Search code examples
r-treedbscanelki

ELKI DBSCAN R* tree index


In MiniGUi, I can see db.index. How do I set it to tree.spatial.rstarvariants.rstar.RStartTreeFactory via Java code?

I have implemented:

params.addParameter(AbstractDatabase.Parameterizer.INDEX_ID,tree.spatial.rstarvariants.rstar.RStarTreeFactory);

For the second parameter of addParameter() function tree.spatial...RStarTreeFactory class not found

// Setup parameters:
            ListParameterization params = new ListParameterization();
            params.addParameter(
                    FileBasedDatabaseConnection.Parameterizer.INPUT_ID,
                    fileLocation);
            params.addParameter(AbstractDatabase.Parameterizer.INDEX_ID,
                RStarTreeFactory.class);

I am getting NullPointerException.
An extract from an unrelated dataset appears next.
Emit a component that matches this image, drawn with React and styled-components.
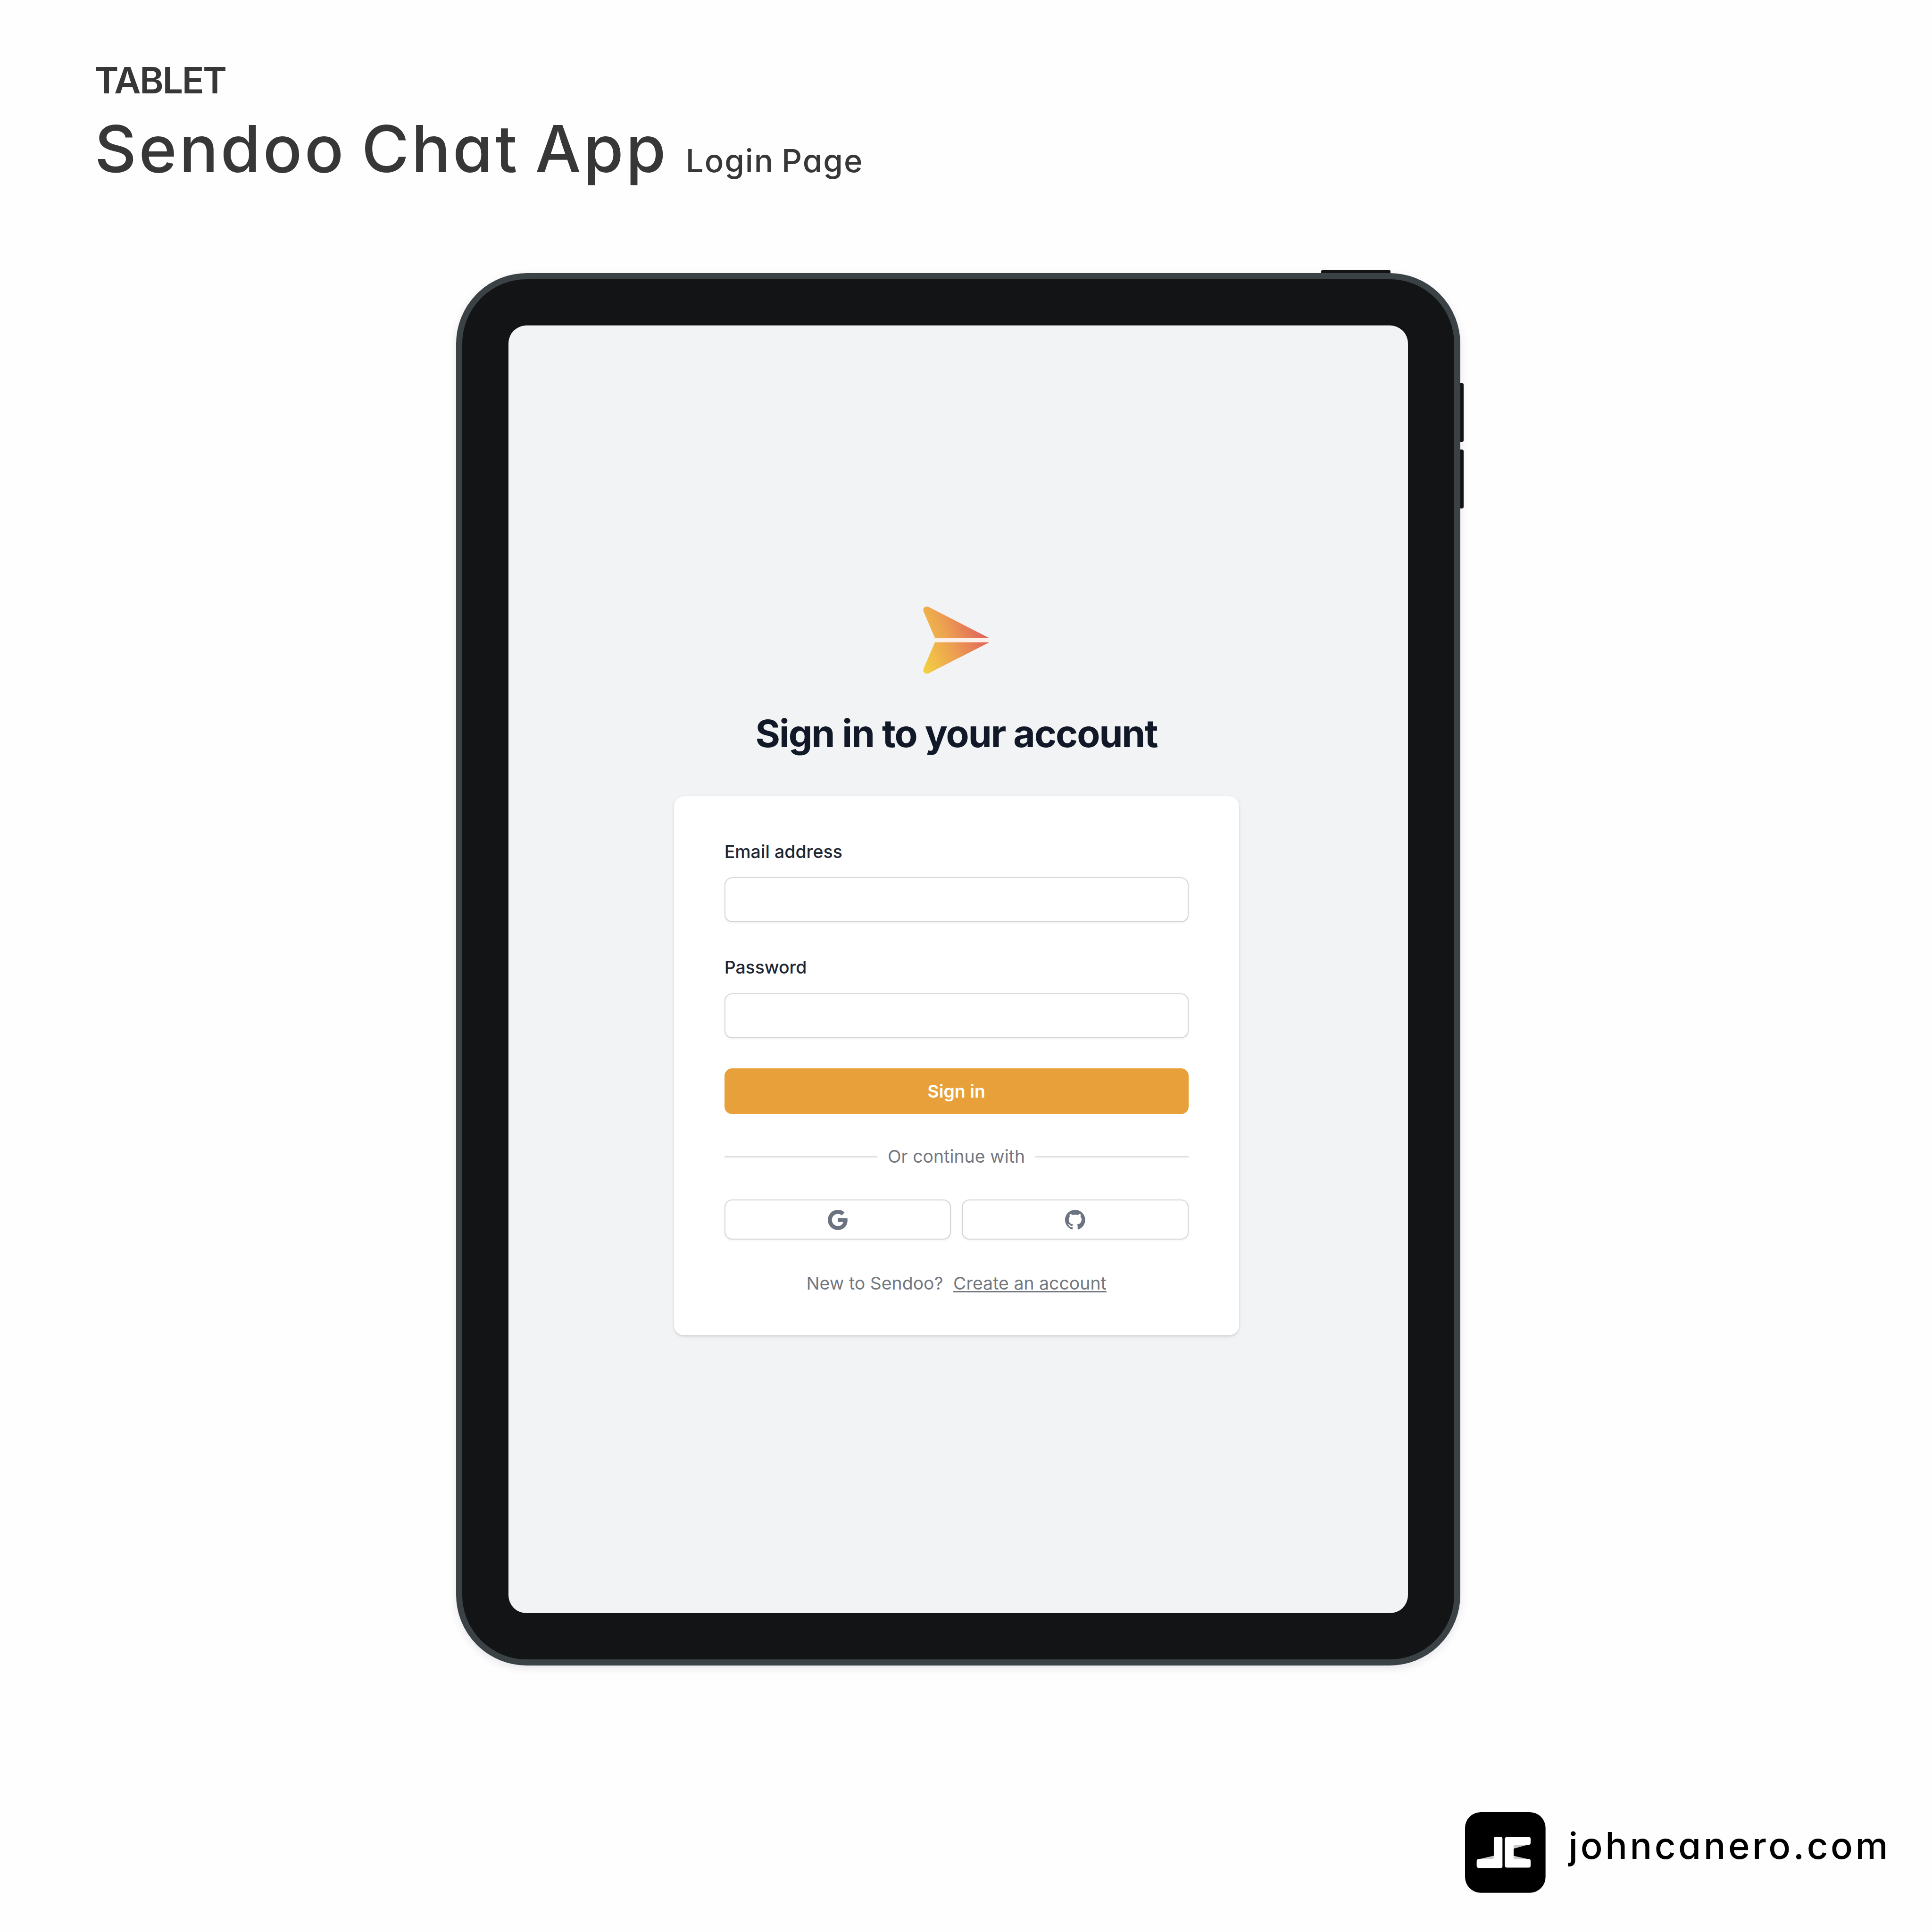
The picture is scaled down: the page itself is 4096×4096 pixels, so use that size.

Did I use RStarTreeFactory.class correctly?


Solution

  • The ELKI command line (and MiniGui; which is a command line builder) allow to specify shorthand class names, leaving out the package prefix of the implemented interface.

    The full command line documentation yields:

    -db.index <object_1|class_1,...,object_n|class_n>
        Database indexes to add.
        Implementing de.lmu.ifi.dbs.elki.index.IndexFactory
        Known classes (default package de.lmu.ifi.dbs.elki.index.):
        -> tree.spatial.rstarvariants.rstar.RStarTreeFactory
        -> ...
    

    I.e. for this parameter, the class prefix de.lmu.ifi.dbs.elki.index. may be omitted.

    The full class name thus is:

    de.lmu.ifi.dbs.elki.index.tree.spatial.rstarvariants.rstar.RStarTreeFactory
    

    or you just type RStarTreeFactory, and let eclipse auto-repair the import:

    params.addParameter(AbstractDatabase.Parameterizer.INDEX_ID,
        RStarTreeFactory.class);
    // Bulk loading static data yields much better trees and is much faster, too.
    params.addParameter(RStarTreeFactory.Parameterizer.BULK_SPLIT_ID, 
        SortTileRecursiveBulkSplit.class);
    // Page size should fit your dimensionality.
    // For 2-dimensional data, use page sizes less than 1000.
    // Rule of thumb: 15...20 * (dim * 8 + 4) is usually reasonable
    // (for in-memory bulk-loaded trees)
    params.addParameter(AbstractPageFileFactory.Parameterizer.PAGE_SIZE_ID, 300);
    

    See also: Geo Indexing example in the tutorial folder.